My Top Product Learnings
I started my Ruby on Rails class this week! And eight hours into my first assignment, I just hit submit, poured a glass of wine, and started this post. So far this week, I created a few modest repositories in GitHub, learned about nested data structures, and wrote a program referencing multiple classes. This is going to be hard - and awesome.
As I mentioned in my last post, from my years in Product I have some sense of what kind of developer I want to be. And before I disappear into programming, I want to share a few quick lessons I've learned from my years in Product that I hope to reference along the way.

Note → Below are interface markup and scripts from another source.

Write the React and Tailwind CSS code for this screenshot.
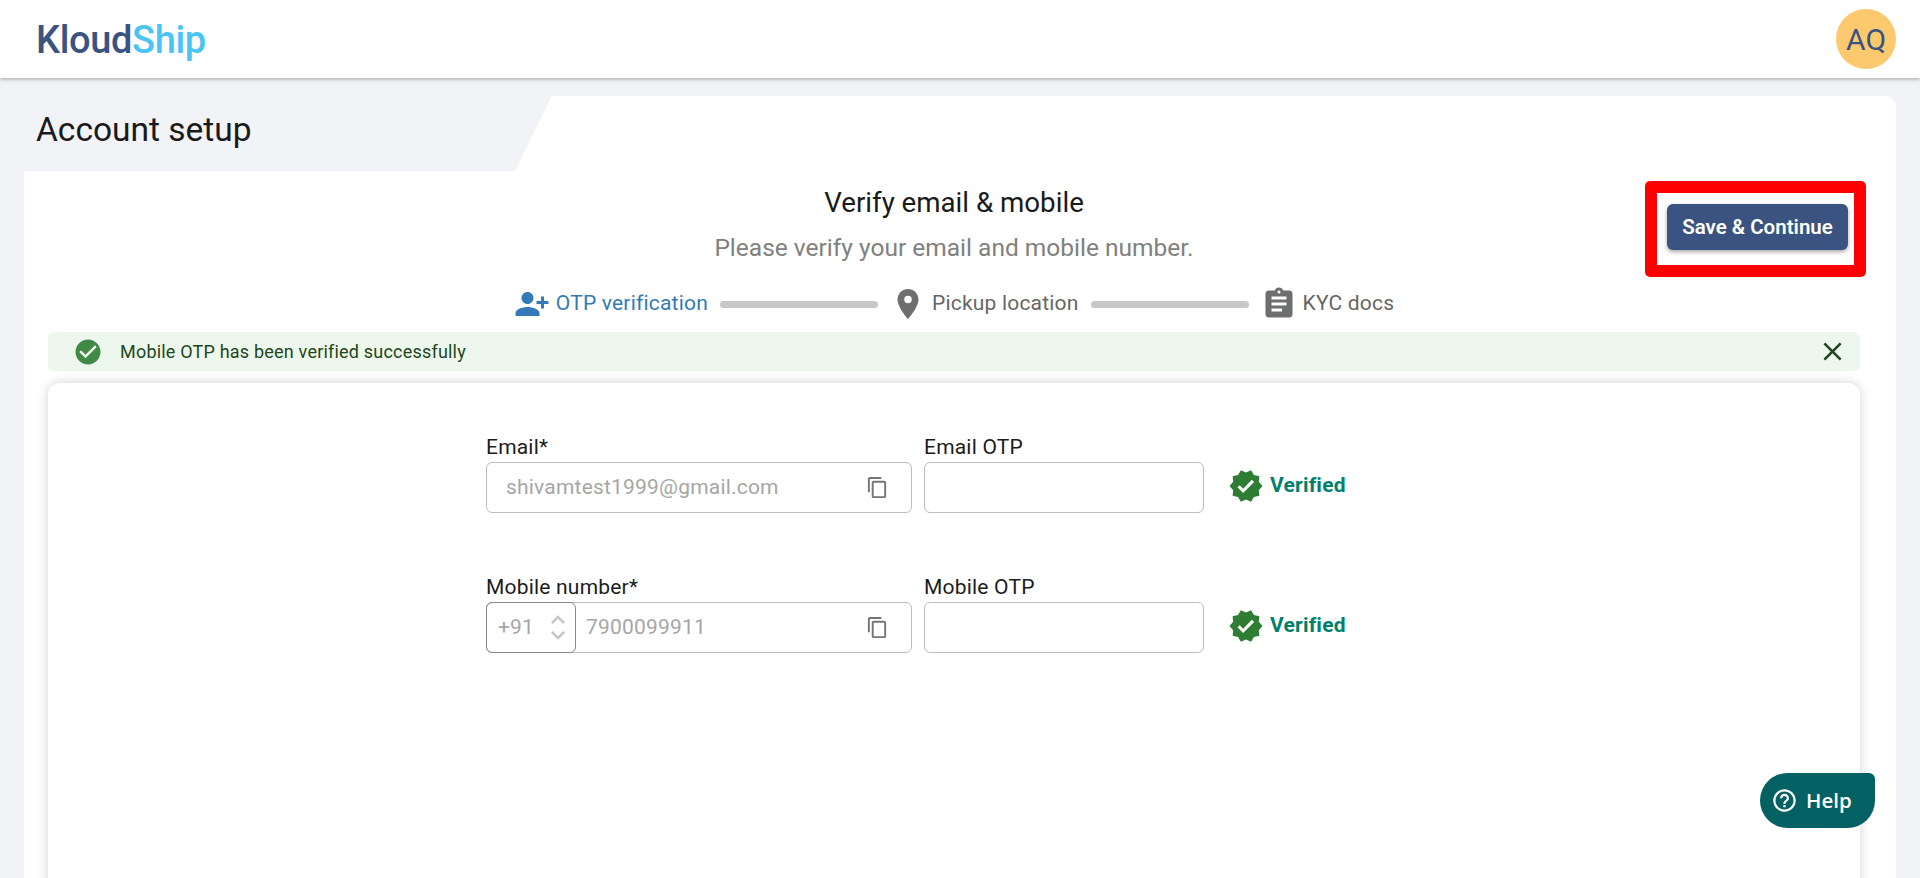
import React from 'react';
import {
  MdCheckCircle,
  MdClose,
  MdContentCopy,
  MdHelpOutline,
  MdKeyboardArrowDown,
  MdKeyboardArrowUp,
  MdPersonAdd,
  MdPlace,
  MdAssignment,
  MdVerified,
} from 'react-icons/md';

const Verified = () => (
  <div className="flex items-center gap-[6px] ml-[24px] h-[50px] pb-[4px]">
    <MdVerified className="w-[36px] h-[36px] text-[#2e7d32]" />
    <span className="text-[21px] tracking-[0.2px] font-bold text-[#00806a]">Verified</span>
  </div>
);

const Label = ({ children }) => (
  <label className="block text-[21px] tracking-[0.2px] leading-[24px] text-[#1c1c1c] mb-[3px]">{children}</label>
);

const CopyIcon = () => <MdContentCopy className="w-[23px] h-[23px] text-[#757575] shrink-0" />;

const Box = ({ className = '', children }) => (
  <div className={`h-[51px] border border-[#bdbdbd] rounded-[6px] bg-white flex items-center ${className}`}>
    {children}
  </div>
);

const Line = () => <div className="w-[158px] h-[7px] rounded-full bg-[#c8c8c8] mx-[12px]" />;

export default function App() {
  return (
    <div className="relative h-screen overflow-hidden bg-[#f2f3f7] font-['Roboto',sans-serif]">
      <header className="h-[78px] bg-white shadow-[0_1px_4px_rgba(0,0,0,0.35)] flex items-center justify-between pl-[36px] pr-[24px] relative">
        <div className="text-[38px] font-medium tracking-[-0.35px] leading-none pt-[2px]">
          <span className="text-[#3a5380]">Kloud</span>
          <span className="text-[#4ac4f5]">Ship</span>
        </div>
        <div className="w-[60px] h-[60px] rounded-full bg-[#fdc96f] text-[#3a5380] text-[30px] flex items-center justify-center">
          AQ
        </div>
      </header>

      <main className="px-[24px] pt-[18px]">
        <div className="bg-white rounded-t-[12px] h-[800px] overflow-hidden">
          <div className="w-[528px] h-[75px] bg-[#f2f3f7] [clip-path:polygon(0_0,100%_0,calc(100%-37px)_100%,0_100%)] flex items-center pl-[12px] pb-[6px] text-[33.5px] text-[#1a1a1a]">
            Account setup
          </div>

          <div className="pl-[24px] pr-[36px]">
            <div className="grid grid-cols-[1fr_auto_1fr] pt-[10px]">
              <div />
              <div className="text-center">
                <h1 className="text-[27.7px] leading-[44px] text-[#1a1a1a]">Verify email &amp; mobile</h1>
                <p className="text-[24.5px] leading-[44px] pt-[1px] text-[#808080]">Please verify your email and mobile number.</p>
              </div>
              <div className="justify-self-end pt-[23px] pr-[12px]">
                <div className="relative">
                  <button className="w-[181px] h-[46px] rounded-[6px] bg-[#3a5380] text-white text-[20.5px] font-semibold shadow-[0_2px_4px_rgba(0,0,0,0.35)]">
                    Save &amp; Continue
                  </button>
                  <div className="absolute -left-[22px] -right-[18px] -top-[23px] -bottom-[27px] border-[12px] border-[#ff0000] rounded-[5px] pointer-events-none" />
                </div>
              </div>
            </div>

            <div className="flex items-center justify-center h-[50px] mt-[9px] text-[21px] tracking-[0.2px] text-[#666666]">
              <MdPersonAdd className="w-[36px] h-[36px] text-[#337ab7] -scale-x-100" />
              <span className="ml-[6px] text-[#337ab7]">OTP verification</span>
              <Line />
              <MdPlace className="w-[36px] h-[36px] text-[#6d6e70]" />
              <span className="ml-[6px]">Pickup location</span>
              <Line />
              <MdAssignment className="w-[36px] h-[36px] text-[#6d6e70]" />
              <span className="ml-[6px]">KYC docs</span>
            </div>

            <div className="mt-[3px] h-[39px] rounded-[6px] bg-[#edf7ed] flex items-center pl-[25px] pr-[12px] text-[#1e4620]">
              <MdCheckCircle className="w-[30px] h-[30px] text-[#418a46]" />
              <span className="ml-[17px] text-[18px] tracking-[0.2px]">Mobile OTP has been verified successfully</span>
              <MdClose className="ml-auto w-[31px] h-[31px]" />
            </div>

            <div className="mt-[12px] h-[600px] bg-white rounded-[12px] shadow-[0_0_12px_rgba(0,0,0,0.18)] pl-[438px] pt-[52px]">
              <div className="flex items-end mb-[62px]">
                <div className="w-[426px]">
                  <Label>Email*</Label>
                  <Box className="pl-[19px] pr-[22px] justify-between">
                    <span className="text-[21px] tracking-[0.2px] text-[#a6a6a6]">shivamtest1999@gmail.com</span>
                    <CopyIcon />
                  </Box>
                </div>
                <div className="w-[280px] ml-[12px]">
                  <Label>Email OTP</Label>
                  <Box />
                </div>
                <Verified />
              </div>

              <div className="flex items-end">
                <div className="w-[426px]">
                  <Label>Mobile number*</Label>
                  <Box className="pr-[22px] justify-between">
                    <div className="flex items-center">
                      <div className="w-[90px] h-[51px] -ml-px border border-[#8a8a8a] rounded-[6px] flex items-center pl-[11px] text-[21px] tracking-[0.2px] text-[#a6a6a6]">
                        +91
                        <div className="ml-[10px] flex flex-col text-[#c4c4c4]">
                          <MdKeyboardArrowUp className="w-[28px] h-[28px] -mb-[13px]" />
                          <MdKeyboardArrowDown className="w-[28px] h-[28px]" />
                        </div>
                      </div>
                      <span className="ml-[10px] text-[21px] tracking-[0.2px] text-[#a6a6a6]">7900099911</span>
                    </div>
                    <CopyIcon />
                  </Box>
                </div>
                <div className="w-[280px] ml-[12px]">
                  <Label>Mobile OTP</Label>
                  <Box />
                </div>
                <Verified />
              </div>
            </div>
          </div>
        </div>
      </main>

      <button className="absolute left-[1760px] top-[773px] w-[115px] h-[55px] bg-[#036063] text-white rounded-tl-[28px] rounded-bl-[28px] rounded-br-[28px] rounded-tr-[6px] flex items-center pl-[11px] gap-[8px] font-['Open_Sans',sans-serif] font-semibold text-[20.5px]">
        <MdHelpOutline className="w-[27px] h-[27px]" />
        Help
      </button>
    </div>
  );
}
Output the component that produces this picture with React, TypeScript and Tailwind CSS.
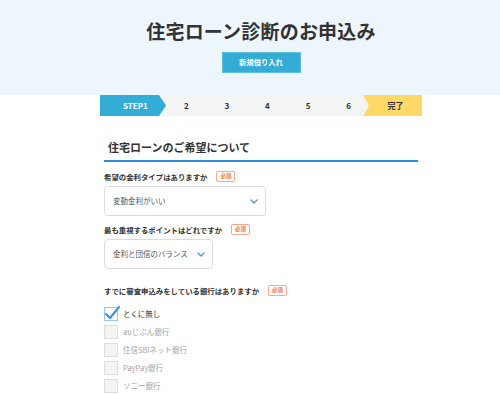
import React from 'react';

const banks = [
  { name: 'とくに無し', checked: true },
  { name: 'auじぶん銀行', checked: false },
  { name: '住信SBIネット銀行', checked: false },
  { name: 'PayPay銀行', checked: false },
  { name: 'ソニー銀行', checked: false },
];

function Required() {
  return (
    <span className="ml-[9px] inline-flex h-[11px] w-[19px] items-center justify-center rounded-[2px] border border-[#f5a98a] bg-white text-[5.5px] font-bold leading-none text-[#ef7a4e]">
      必須
    </span>
  );
}

function Chevron() {
  return (
    <svg width="8" height="5" viewBox="0 0 8 5" className="shrink-0">
      <polyline points="1,1 4,4 7,1" fill="none" stroke="#4a93dc" strokeWidth="1.3" strokeLinecap="round" strokeLinejoin="round" />
    </svg>
  );
}

function Label({ children }: { children: React.ReactNode }) {
  return (
    <div className="flex h-[11px] items-center">
      <span className="text-[7.4px] font-bold leading-none text-[#333]">{children}</span>
      <Required />
    </div>
  );
}

function SelectBox({ value, width }: { value: string; width: string }) {
  return (
    <div className={`flex h-[30px] items-center justify-between rounded-[4px] border border-[#dcdcdc] bg-white pl-[8px] pr-[7px] ${width}`}>
      <span className="text-[7.5px] leading-none text-[#555]">{value}</span>
      <Chevron />
    </div>
  );
}

export default function App() {
  const steps = ['2', '3', '4', '5', '6'];

  return (
    <div className="h-[394px] w-[500px] overflow-hidden bg-white font-['Noto_Sans_CJK_JP','Noto_Sans',sans-serif]">
      {/* ヘッダー */}
      <div className="h-[95px] bg-[#eef6fd]">
        <div className="ml-[100px] flex w-[322px] flex-col items-center pt-[21px]">
          <h1 className="text-[19px] font-bold leading-[19px] tracking-[0.2px] text-[#333]">住宅ローン診断のお申込み</h1>
          <div className="mt-[12px] flex h-[21px] w-[79px] items-center justify-center border border-[#5fc0e0] bg-[#33acd6] text-[7.3px] font-bold leading-none text-white">
            新規借り入れ
          </div>
        </div>
      </div>

      <div className="ml-[100px] w-[322px]">
        {/* ステップ */}
        <div className="flex h-[21px] items-stretch bg-[#f3f4f4]">
          <div className="flex w-[66px] items-center bg-[#33acd6] pl-[23px] [clip-path:polygon(0_0,59px_0,100%_50%,59px_100%,0_100%)]">
            <span className="text-[8px] font-bold leading-none text-white">STEP1</span>
          </div>
          {steps.map((s) => (
            <div key={s} className="flex w-[40.6px] items-center justify-center text-[8px] font-bold leading-none text-[#333]">
              {s}
            </div>
          ))}
          <div className="-ml-[6px] flex flex-1 items-center justify-center bg-[#ffd966] pl-[6px] [clip-path:polygon(0_0,100%_0,100%_100%,0_100%,6px_50%)]">
            <span className="text-[8px] font-bold leading-none text-[#333]">完了</span>
          </div>
        </div>

        <div className="px-[4px]">
          {/* セクション見出し */}
          <h2 className="mt-[26px] pl-[4px] text-[11px] font-bold leading-[11px] text-[#333]">住宅ローンのご希望について</h2>
          <div className="mt-[7px] h-[2px] bg-[#2d8fdc]" />

          <div className="mt-[9px]">
            <Label>希望の金利タイプはありますか</Label>
            <div className="mt-[4px]">
              <SelectBox value="変動金利がいい" width="w-[162px]" />
            </div>
          </div>

          <div className="mt-[8px]">
            <Label>最も重視するポイントはどれですか</Label>
            <div className="mt-[4px]">
              <SelectBox value="金利と団信のバランス" width="w-[109px]" />
            </div>
          </div>

          <div className="mt-[16px]">
            <Label>すでに審査申込みをしている銀行はありますか</Label>
            <div className="mt-[11px] flex flex-col gap-[4px]">
              {banks.map((b) => (
                <div key={b.name} className="flex h-[14px] items-center gap-[5px]">
                  <div className={`relative h-[14px] w-[14px] shrink-0 border ${b.checked ? 'border-[#9cc6ee] bg-white' : 'border-[#dedede] bg-[#f3f4f4]'}`}>
                    {b.checked && (
                      <svg width="18" height="18" viewBox="0 0 18 18" className="absolute -left-[1px] -top-[4px]">
                        <polyline points="2,10 6,14 15,3" fill="none" stroke="#3a8ee0" strokeWidth="2" strokeLinecap="round" strokeLinejoin="round" />
                      </svg>
                    )}
                  </div>
                  <span className={`text-[7.5px] leading-none ${b.checked ? 'text-[#333]' : 'text-[#a5a5a5]'}`}>{b.name}</span>
                </div>
              ))}
            </div>
          </div>
        </div>
      </div>
    </div>
  );
}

1. Earn Your Team’s Respect
The most critical first move for a Product Manager is to meet with your team members one-on-one. Usually this means a group of designers and developers. Then remain available to them - for questions, for coffee - nothing else should trump your schedule more rapidly. A Product Manager must have the respect of the team he or she is managing. If designers think you are too critical, you nit pick, you don't get their process - you lose them. If developers think you are asking them to do things that are unreasonable, or that you don't bother to get how they code and make decisions, you'll get constant pushback.
Sometimes developers will spend a lot of time trying a single approach - or go down a rabbithole. I have had the most success on teams where my developers come to me for help rather than avoiding telling me about their issues. Product Managers should position themselves as the voice of reason rather than a stressful presence focused solely on time and output. In short, you need the respect and buy-in from your team to make anything happen effectively, so start that early.
2. TREAT PROCESS LIKE A PRODUCT
The primary responsibility of an effective Product Manager is to keep your team humming and never ever ever block their inertia. This requires constant prioritization and even more diligent communication. However your team operates, leave room for revisiting processes and modifying them - even discarding the ones that don’t make sense. The best lesson I learned from a former boss is that process should be iterative, just like your products.
It is not super difficult to identify a process that is broken. Key indicators include lateness or absences from key stakeholders, bad attitudes or vibes, missed deadlines - in short, they are fairly obvious. But we often stick with this brokenness despite the pain it causes us because we get overly attached to what's there and are intimidated by a new blank space. Teams change (hopefully by growing if you're meeting success!) and you must evolve your processes accordingly. One great tip - frame every new idea as an experiment, one that you will try for x period of time, reassess as a group, and determine next steps. This way, you minimize fear over something new that people are certain they will hate, and you create a structure that naturally revisits processes every so often with the intent of assessing and revamping.
Bonus points: discarding broken processes quickly and replacing them with new, more effective ones is another great way to build trust with your team.
3. Be Decisive
In my experience, the most essential quality of an effective Product Manager is decisiveness. So many products fail because the people at the helm cannot move forward. This is difficult - it's tempting to share sentiments of doubt or ideate far along in the product development process. But if you have good structures in place - like engineer involvement early on, user testing throughout, strong analytics to inform performance, an easy-to-implement a/b test framework - then at some point you have to trust your gut and just DO IT.
On a more day to day level, let’s say your engineers are done with the work you've defined for them, and you realize your next project is not ready for them yet. What do you do? Find some structural work; organize a bug day; come up with a killer marketing initiative that you normally would never have the dev time to complete. Another example: if an engineer asks you a question and you're not sure how to answer, choose the answer that is the easiest for the engineer to implement and the easiest for you to undo. For example, an engineer asks - "Should I include this extra button that's on the design?" Your brain says "I have no idea if I want that or not." You say, "Nope!" If you're wrong, you can add it later. If you're right, you just saved both of you unnecessary extra work.
4. Don’t Be A Perfectionist
[Disclaimer: my most beloved experience has been in startup, where time and money are top of mind. And much of the below does not apply to hardware, or to other scenarios where you can't fairly quickly change things through software deploys or app updates.]
One of the more dangerous pitfalls for a Product Manager to fall into is perfectionism. Product Management is half creative endeavor and half project management. Your job is to make shit happen (albeit the right kind) but that involves being able to cut scope. Understand what you're asking people to build, listen to them when they say it's going to be really hard, be proactive about making it easier. The faster you can put reasonably good products in front of users, the faster you will know how they are doing and the better you can be at improving and iterating.
But, this can get HARD because it's sometimes impossible to know where to draw the line. Two key questions to ask here:
1. "Is this element critical to learn what I want to learn from this test?" For example, if including that super-cool-scrolly-thingamagig will take your developer team 2 weeks, perhaps it is just not worth it. However, if you know that your first email to the user must be well-designed and catchy, then build it!
2. "If this fails, what will I do next?" Having a roadmap of a/b (or other) tests is critical - what to do next if your test wins and what to do if it loses. Because a test is just the first of many until you get it right.
These are just four of MANY lessons I've learned as a Product Manager - more to come in the future. Now, back to coding!